Even more will be demanded of policy makers and regulators than of technologists. Wireless networks require spectrum, the radio frequency airwaves over which information flow. 5G systems will depend on new licenses for spectrum spanning the frequencies we use today, as well as the vast swathes that will be needed in virgin territory tomorrow.
Unlicensed spectrum used by Bluetooth and Wi-Fi today will need to expand by five to ten times along with flexible rules that enable the creation of more efficient systems. And obsolete systems such as over-the-air TV and the traditional telephone network will need to be phased out so that investment capital and human resources can be redirected toward the mobile future.
A transformation on the scale of 5G mobile doesn’t happen every decade or even every century; the closest analogy is the advent of the telegraph network in the mid 19th century. Policy makers like to rely on precedent, so they’re understandably flummoxed by transformational technology. When genuine advances loom on the horizon, regulators often prefer to ignore them until forced to act. This tendency may explain the FCC’s peculiar fixation on spring cleaning over the past year.
The top items on that agency’s to-do list are old issues that have been hanging around the Commission’s dockets for ten years or more. Last year’s big events were life support for the traditional telephone network and net neutrality, a preservationist issue largely intended to slow the pace of change in the Internet economy.

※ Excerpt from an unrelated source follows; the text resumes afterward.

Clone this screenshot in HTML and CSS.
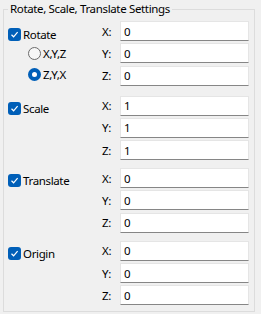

This year, the agency is focused on redesigning cable TV boxes just ahead of cable’s transformation from a broadcast medium to an on-demand marketplace in which cable boxes are irrelevant. While we witness an explosion in independently-produced programming the likes of which we’ve never seen, the FCC obsesses over channel assignments for the last days of broadcast TV. In months to come, the commission is set to take steps to preserve copper wire for data transmission just in time for fiber optic data networks to complete their rise to dominance.
South Korea, Japan, and some nations in Western Europe are racing full bore toward the 5G future while our policy makers reminisce about America’s 20th century technology leadership. Whoever takes the helm of the post-election FCC will need to fully embrace emerging technology trends lest the nation be left behind.
I don’t know who that person will be or which of the current candidates will make their nomination, but voters would be wise to press candidates on their technology agendas before voting. The future of our economy, our society, and our quality of life depends on it.